■ **WHAT TO DO**:
Transcribe all of the material exactly, except for its pictures.

#### SUPPLIED MATERIAL

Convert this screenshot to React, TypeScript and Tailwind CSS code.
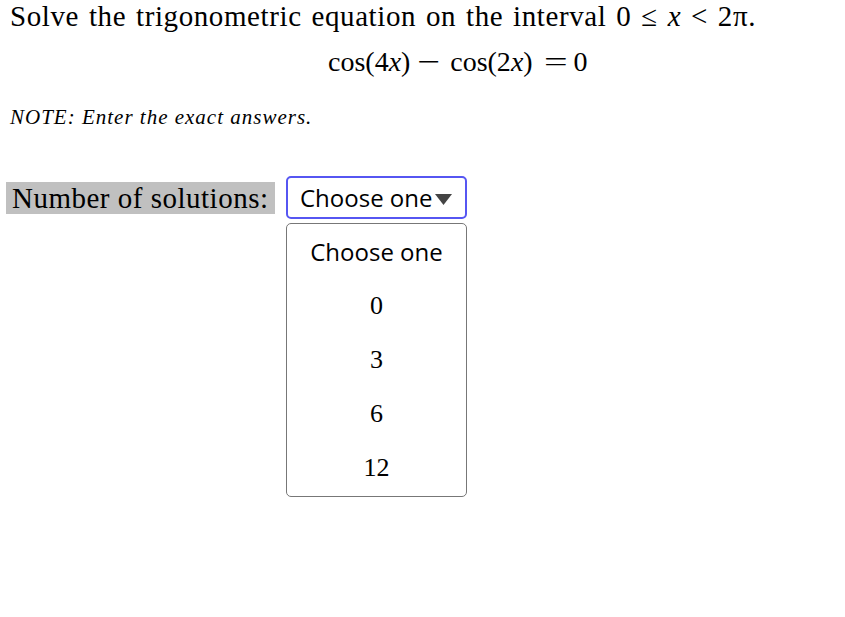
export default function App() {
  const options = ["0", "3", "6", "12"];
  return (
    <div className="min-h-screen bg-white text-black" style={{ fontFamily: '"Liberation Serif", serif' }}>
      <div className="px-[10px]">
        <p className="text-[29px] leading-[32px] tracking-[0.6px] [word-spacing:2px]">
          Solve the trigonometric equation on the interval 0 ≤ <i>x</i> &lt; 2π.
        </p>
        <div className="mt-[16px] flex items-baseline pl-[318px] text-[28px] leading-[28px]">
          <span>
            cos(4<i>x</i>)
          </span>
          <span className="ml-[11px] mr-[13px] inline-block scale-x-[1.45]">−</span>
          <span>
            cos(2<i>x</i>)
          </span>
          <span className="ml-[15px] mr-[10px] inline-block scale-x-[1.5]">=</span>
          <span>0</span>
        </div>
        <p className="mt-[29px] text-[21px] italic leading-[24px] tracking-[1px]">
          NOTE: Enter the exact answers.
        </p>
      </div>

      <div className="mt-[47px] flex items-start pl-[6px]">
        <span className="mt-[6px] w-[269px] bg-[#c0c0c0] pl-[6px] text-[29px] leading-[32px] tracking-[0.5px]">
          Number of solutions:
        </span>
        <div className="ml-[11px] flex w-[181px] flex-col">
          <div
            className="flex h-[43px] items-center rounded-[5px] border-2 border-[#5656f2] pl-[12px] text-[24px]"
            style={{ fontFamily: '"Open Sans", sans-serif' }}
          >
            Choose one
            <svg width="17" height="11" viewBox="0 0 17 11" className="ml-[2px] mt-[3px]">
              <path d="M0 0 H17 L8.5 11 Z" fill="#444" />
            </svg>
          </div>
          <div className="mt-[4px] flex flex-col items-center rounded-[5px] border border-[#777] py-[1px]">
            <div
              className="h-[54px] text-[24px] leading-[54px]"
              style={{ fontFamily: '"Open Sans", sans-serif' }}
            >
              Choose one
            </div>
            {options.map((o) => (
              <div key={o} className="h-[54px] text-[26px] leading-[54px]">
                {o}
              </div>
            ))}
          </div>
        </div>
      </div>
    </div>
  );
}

########

■ **TASK ANSWER**:
Convert this screenshot to React, TypeScript and Tailwind CSS code.
export default function App() {
  const options = ["0", "3", "6", "12"];
  return (
    <div className="min-h-screen bg-white text-black" style={{ fontFamily: '"Liberation Serif", serif' }}>
      <div className="px-[10px]">
        <p className="text-[29px] leading-[32px] tracking-[0.6px] [word-spacing:2px]">
          Solve the trigonometric equation on the interval 0 ≤ <i>x</i> &lt; 2π.
        </p>
        <div className="mt-[16px] flex items-baseline pl-[318px] text-[28px] leading-[28px]">
          <span>
            cos(4<i>x</i>)
          </span>
          <span className="ml-[11px] mr-[13px] inline-block scale-x-[1.45]">−</span>
          <span>
            cos(2<i>x</i>)
          </span>
          <span className="ml-[15px] mr-[10px] inline-block scale-x-[1.5]">=</span>
          <span>0</span>
        </div>
        <p className="mt-[29px] text-[21px] italic leading-[24px] tracking-[1px]">
          NOTE: Enter the exact answers.
        </p>
      </div>

      <div className="mt-[47px] flex items-start pl-[6px]">
        <span className="mt-[6px] w-[269px] bg-[#c0c0c0] pl-[6px] text-[29px] leading-[32px] tracking-[0.5px]">
          Number of solutions:
        </span>
        <div className="ml-[11px] flex w-[181px] flex-col">
          <div
            className="flex h-[43px] items-center rounded-[5px] border-2 border-[#5656f2] pl-[12px] text-[24px]"
            style={{ fontFamily: '"Open Sans", sans-serif' }}
          >
            Choose one
            <svg width="17" height="11" viewBox="0 0 17 11" className="ml-[2px] mt-[3px]">
              <path d="M0 0 H17 L8.5 11 Z" fill="#444" />
            </svg>
          </div>
          <div className="mt-[4px] flex flex-col items-center rounded-[5px] border border-[#777] py-[1px]">
            <div
              className="h-[54px] text-[24px] leading-[54px]"
              style={{ fontFamily: '"Open Sans", sans-serif' }}
            >
              Choose one
            </div>
            {options.map((o) => (
              <div key={o} className="h-[54px] text-[26px] leading-[54px]">
                {o}
              </div>
            ))}
          </div>
        </div>
      </div>
    </div>
  );
}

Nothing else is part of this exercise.